For most Americans, the Salvation Army is a trusted, if peripheral, organization: We are happy to toss loose change into the Army's shopping-mall kettles at Christmastime, and are relieved to know that their cheerful employees will take unfashionable clothes and tattered children's toys off our hands once or twice a year, leaving us with more closet space and a welcome tax deduction. Many of those who pull into the Salvation Army's parking lot to unload boxes of polyester knit suits and fraying sweaters from their station wagons do not seem aware that the roots of this established charity are religious. The last time I made a run by the Salvation Army— I was finally parting with shorts and skirts I hadn't been able to get into since ninth grade—I overheard a trim Jewish woman commenting to her friend that she was thrilled to have access to a Salvation Army: she'd just moved from a small town in northern Florida where the only philanthropic shop had been run by a Baptist organization, and she "just didn't feel comfortable donating to a Christian charity, regardless of how much good work they do."

The origins of the Salvation Army, of course, are every bit as religious as those of any Baptist orphanage. Founded in midnineteenth-century England by William Booth, the Army began as a rag-tag mission devoted to evangelizing London's poor. Booth, whose theology was influenced by classic holiness teachings as well as by Wesleyan revivalism, Quakerism, and Methodism, was a flamboyant leader who believed that any publicity was good publicity. As Diane Winston writes in her new study of the Army, Booth understood that "to capture the unchurched, no less than practicing Christians, the Army first had to attract their attention." (Case in point: The Salvation Army arrived in America in 1872, but it floundered until the 1880 arrival of George Scott Railton and seven "hallelujah lassies," who disembarked their ship at a Manhattan port waving the brightly colored Salvationist banner and convening an impromptu press conference on the spot.)

Although two important studies of the Salvation Army have appeared within the last five years—the second edition of Edward McKinley's standard history, Marching to Glory: The History of the Salvation Army in the United States, 1880-1992 (Eerdmans, 1995), and Norman Murdoch's Origins of the Salvation Army (Univ. of Tennessee Press, 1994)—Diane Winston's long-awaited Red-Hot and Righteous is far from redundant. More than any previous writer, Winston has done justice to the complex, contradictory movement of the Salvation Army.

Winston's narrative, spanning the period from 1880 to 1950, centers on questions of consumer culture. Material culture and consumerism are buzz words among historians these days, and often it seems that scholars invoke material culture even when it adds nothing to the story. Winston, however, is not guilty of that charge; her book provides an example of the study of material culture done right.

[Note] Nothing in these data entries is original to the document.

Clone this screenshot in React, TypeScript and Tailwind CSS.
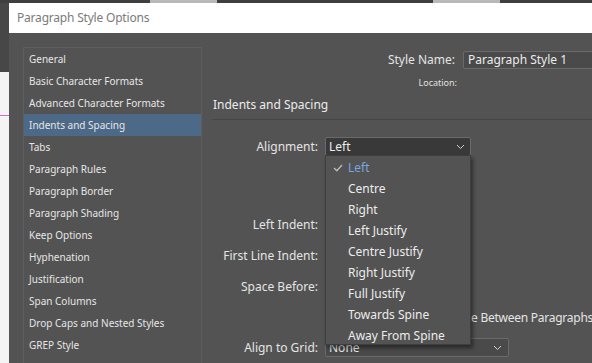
import React from "react";

const sidebar = [
  "General",
  "Basic Character Formats",
  "Advanced Character Formats",
  "Indents and Spacing",
  "Tabs",
  "Paragraph Rules",
  "Paragraph Border",
  "Paragraph Shading",
  "Keep Options",
  "Hyphenation",
  "Justification",
  "Span Columns",
  "Drop Caps and Nested Styles",
  "GREP Style",
];

const options = [
  "Left",
  "Centre",
  "Right",
  "Left Justify",
  "Centre Justify",
  "Right Justify",
  "Full Justify",
  "Towards Spine",
  "Away From Spine",
];

function Chevron() {
  return (
    <svg width="9" height="6" viewBox="0 0 9 6" className="shrink-0">
      <path d="M1 1 L4.5 4.5 L8 1" fill="none" stroke="#d0d0d0" strokeWidth="1" />
    </svg>
  );
}

export default function App() {
  const font = { fontFamily: '"Noto Sans", "Open Sans", sans-serif' };
  return (
    <div className="w-[592px] h-[363px] overflow-hidden flex flex-col bg-[#454545]" style={font}>
      <div className="h-[3px] flex shrink-0 bg-[#3f3f3f]">
        <div className="w-[150px]" />
        <div className="w-[67px] bg-[#b8b8b8]" />
        <div className="w-[216px]" />
        <div className="w-[67px] bg-[#b8b8b8]" />
      </div>
      <div className="flex flex-1 min-h-0">
        <div className="w-[9px] flex flex-col shrink-0">
          <div className="h-[69px] bg-[#474747]" />
          <div className="flex-1 bg-[#f4f4f4] pt-[43px]">
            <div className="h-px bg-[#d66ad6]" />
          </div>
        </div>
        <div className="flex-1 flex flex-col min-w-0">
          <div className="h-[30px] bg-white flex items-center pl-[8px] shrink-0">
            <span className="text-[12px] text-[#7a7a7a] tracking-[-0.2px]">Paragraph Style Options</span>
          </div>
          <div className="flex-1 bg-[#535353] flex relative">
            <div className="ml-[14px] mt-[14px] w-[179px] border border-[#5e5e5e] border-b-0 flex flex-col shrink-0">
              {sidebar.map((s) => (
                <div
                  key={s}
                  className={`h-[22px] flex items-center pl-[5px] text-[10px] text-[#e6e6e6] shrink-0 ${
                    s === "Indents and Spacing" ? "bg-[#4c6987]" : ""
                  }`}
                >
                  {s}
                </div>
              ))}
            </div>
            <div className="flex-1 relative flex flex-col text-[12px] text-[#e4e4e4]">
              <div className="flex items-center mt-[18px] h-[18px]">
                <div className="w-[253px] text-right">Style Name:</div>
                <div className="ml-[8px] w-[140px] h-[18px] bg-[#4a4a4a] border border-[#6a6a6a] rounded-[2px] flex items-center pl-[4px] text-[12px] text-[#ececec] whitespace-nowrap">
                  Paragraph Style 1
                </div>
              </div>
              <div className="flex mt-[6px] h-[16px] items-center">
                <div className="w-[255px] text-right text-[9px] text-[#e0e0e0]">Location:</div>
              </div>
              <div className="mt-[5px] ml-[11px] h-[18px] flex items-center text-[12px] text-[#ececec]">
                Indents and Spacing
              </div>
              <div className="mt-[5px] ml-[10px] h-px bg-[#464646]" />
              <div className="flex items-center mt-[17px] h-[19px]">
                <div className="w-[116px] text-right">Alignment:</div>
                <div className="ml-[7px] w-[146px] h-[19px] bg-[#393939] border border-[#6a6a6a] rounded-[2px] flex items-center justify-between pl-[3px] pr-[5px]">
                  <span className="text-[#eeeeee]">Left</span>
                  <Chevron />
                </div>
              </div>
              <div className="flex items-center mt-[59px] h-[19px]">
                <div className="w-[116px] text-right">Left Indent:</div>
              </div>
              <div className="flex items-center mt-[12px] h-[19px]">
                <div className="w-[116px] text-right">First Line Indent:</div>
              </div>
              <div className="flex items-center mt-[12px] h-[19px]">
                <div className="w-[116px] text-right">Space Before:</div>
              </div>
              <div className="flex items-center mt-[12px] h-[19px]">
                <div className="ml-[269px] whitespace-nowrap tracking-[-0.25px]">e Between Paragraphs</div>
              </div>
              <div className="flex items-center mt-[11px] h-[19px]">
                <div className="w-[116px] text-right">Align to Grid:</div>
                <div className="ml-[7px] w-[184px] h-[19px] bg-[#4a4a4a] border border-[#6a6a6a] rounded-[2px] flex items-center justify-between pl-[3px] pr-[6px]">
                  <span className="text-[#eeeeee]">None</span>
                  <Chevron />
                </div>
              </div>

              <div className="absolute left-[123px] top-[122px] w-[146px] h-[190px] bg-[#535353] border border-[#3e3e3e] shadow-[2px_3px_4px_rgba(0,0,0,0.45)] flex flex-col pt-[1px]">
                {options.map((o, i) => (
                  <div key={o} className="h-[21px] flex items-center shrink-0 text-[12px]">
                    <div className="w-[22px] flex justify-center pl-[2px]">
                      {i === 0 && (
                        <svg width="10" height="8" viewBox="0 0 10 8">
                          <path d="M1 4 L3.8 6.8 L9 1" fill="none" stroke="#bdbdbd" strokeWidth="1.3" />
                        </svg>
                      )}
                    </div>
                    <span className={i === 0 ? "text-[#76a6e0]" : "text-[#ececec]"}>{o}</span>
                  </div>
                ))}
              </div>
            </div>
          </div>
        </div>
      </div>
    </div>
  );
}
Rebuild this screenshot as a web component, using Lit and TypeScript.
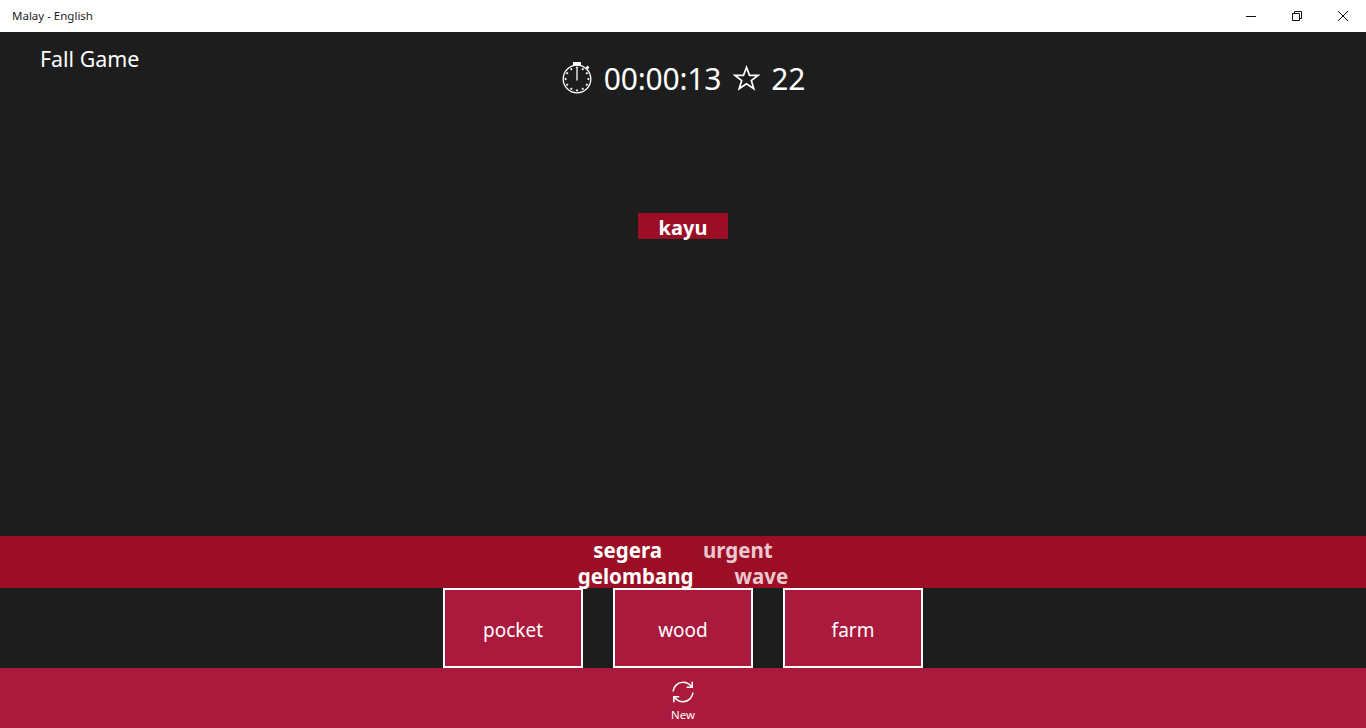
import { LitElement, html, css, svg } from "lit";
import { customElement } from "lit/decorators.js";

const ticks = Array.from({ length: 12 }, (_, i) => {
  const a = (i * Math.PI) / 6;
  const x = 16 + Math.sin(a) * 11.4;
  const y = 17 - Math.cos(a) * 11.4;
  return svg`<circle cx=${x.toFixed(2)} cy=${y.toFixed(2)} r="0.7" fill="#fff"></circle>`;
});

@customElement("app-root")
export class AppRoot extends LitElement {
  static styles = css`
    :host {
      display: flex;
      flex-direction: column;
      width: 1366px;
      height: 728px;
      overflow: hidden;
      background: #1d1d1d;
      color: #fff;
      font-family: "Noto Sans", "Open Sans", sans-serif;
    }
    .titlebar {
      flex: 0 0 32px;
      display: flex;
      align-items: center;
      justify-content: space-between;
      background: #fff;
      color: #222;
    }
    .apptitle { padding-left: 12px; font-size: 11.5px; line-height: 16px; }
    .winbtns { display: flex; }
    .winbtn {
      width: 46px;
      height: 32px;
      display: flex;
      align-items: center;
      justify-content: center;
    }
    .game {
      flex: 1;
      position: relative;
      min-height: 0;
    }
    .heading {
      padding: 11px 0 0 40px;
      font-size: 21.4px;
      line-height: 32px;
      height: 32px;
    }
    .stats {
      position: absolute;
      top: 27px;
      left: 0;
      right: 0;
      display: flex;
      justify-content: center;
      align-items: center;
      font-size: 30px;
      line-height: 40px;
      font-weight: 400;
      letter-spacing: -0.2px;
    }
    .watch { margin: -2px 11px 0 0; }
    .star { margin: -2px 11px 0 12px; }
    .falling {
      position: absolute;
      left: 638px;
      top: 181px;
      width: 90px;
      height: 26px;
      background: #9c0e25;
      border-bottom: 1px solid #8a1026;
      box-sizing: border-box;
      text-align: center;
      font-weight: 700;
      font-size: 20px;
      line-height: 29px;
    }
    .band {
      flex: 0 0 52px;
      min-height: 0;
      box-sizing: border-box;
      padding-top: 1px;
      background: #9c0e25;
      display: flex;
      flex-direction: column;
      align-items: center;
      font-weight: 700;
      font-size: 20.5px;
      line-height: 26px;
    }
    .pair { display: flex; flex: none; gap: 41px; }
    .pair span { display: block; white-space: nowrap; }
    .fade { color: #ebc8cf; }
    .choices {
      flex: 0 0 80px;
      display: flex;
      justify-content: center;
      gap: 30px;
    }
    .choice {
      width: 140px;
      height: 80px;
      box-sizing: border-box;
      border: 2px solid #fff;
      background: #aa1a3c;
      display: flex;
      align-items: center;
      justify-content: center;
      font-size: 19px;
      padding-top: 3px;
    }
    .appbar {
      flex: 0 0 60px;
      background: #aa1a3c;
      display: flex;
      flex-direction: column;
      align-items: center;
    }
    .appbar svg { margin-top: 12px; }
    .appbar .label { font-size: 11.4px; line-height: 16px; margin-top: 3px; }
  `;

  render() {
    return html`
      <div class="titlebar">
        <div class="apptitle">Malay - English</div>
        <div class="winbtns">
          <div class="winbtn">
            <svg width="12" height="12" viewBox="0 0 12 12"><path d="M1 6.500h10" stroke="#111" fill="none"></path></svg>
          </div>
          <div class="winbtn">
            <svg width="12" height="12" viewBox="0 0 12 12" fill="none" stroke="#111"><path d="M1.500 3.500h7v7h-7zM3.500 3.500v-2h7v7h-2"></path></svg>
          </div>
          <div class="winbtn">
            <svg width="12" height="12" viewBox="0 0 12 12" fill="none" stroke="#111"><path d="M1 1l10 10M11 1L1 11"></path></svg>
          </div>
        </div>
      </div>
      <div class="game">
        <div class="heading">Fall Game</div>
        <div class="stats">
          <svg class="watch" width="32" height="32" viewBox="0 0 32 32" fill="none" stroke="#fff">
            <circle cx="16" cy="17" r="13.800" stroke-width="1.300"></circle>
            <path d="M12 1.500h8" stroke-width="3"></path>
            <path d="M16 3v1" stroke-width="1.500"></path>
            <path d="M25.500 6.500l2-2" stroke-width="2.600"></path>
            <path d="M16 6.500v12" stroke-width="1.300"></path>
            ${ticks}
          </svg>
          <span>00:00:13</span>
          <svg class="star" width="27" height="26" viewBox="0 0 27 26" fill="none" stroke="#fff" stroke-width="1.700">
            <path d="M13.500 2.400l3 8h8.600l-6.800 5.200 2.500 8.200-7.300-5-7.300 5 2.500-8.200-6.800-5.200h8.600z"></path>
          </svg>
          <span>22</span>
        </div>
        <div class="falling">kayu</div>
      </div>
      <div class="band">
        <div class="pair"><span>segera</span><span class="fade">urgent</span></div>
        <div class="pair"><span>gelombang</span><span class="fade">wave</span></div>
      </div>
      <div class="choices">
        <div class="choice">pocket</div>
        <div class="choice">wood</div>
        <div class="choice">farm</div>
      </div>
      <div class="appbar">
        <svg width="24" height="24" viewBox="0 0 24 24" fill="none" stroke="#fff" stroke-width="1.600">
          <path d="M2 11.500C2.500 6 7 2.200 12 2.200c3.500 0 6.500 1.800 8.500 4.500"></path>
          <path d="M21.200 1.800v5.500h-5.500"></path>
          <path d="M22 12.500C21.500 18 17 21.800 12 21.800c-3.500 0-6.500-1.800-8.500-4.500"></path>
          <path d="M2.800 22.200v-5.500h5.500"></path>
        </svg>
        <div class="label">New</div>
      </div>
    `;
  }
}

Gilded Age New York, the setting of Winston's tale, was a flashy, glittering world of consumer goods that were widely available for the first time. Coupled with the new power of the purse (particularly for women, who were working outside of the home and thus in control of salaries of their own, in ever-increasing numbers) and the rise of advertising, this explosion of commerce created a consumer-oriented world that posed both new challenges and new opportunities to evangelical Christians. Fashion and entertainment were particularly important sites of consumption, with young singles spending money on the latest sartorial styles and forking over significant chunks of their paychecks to the ever-changing world of theaters and cabarets.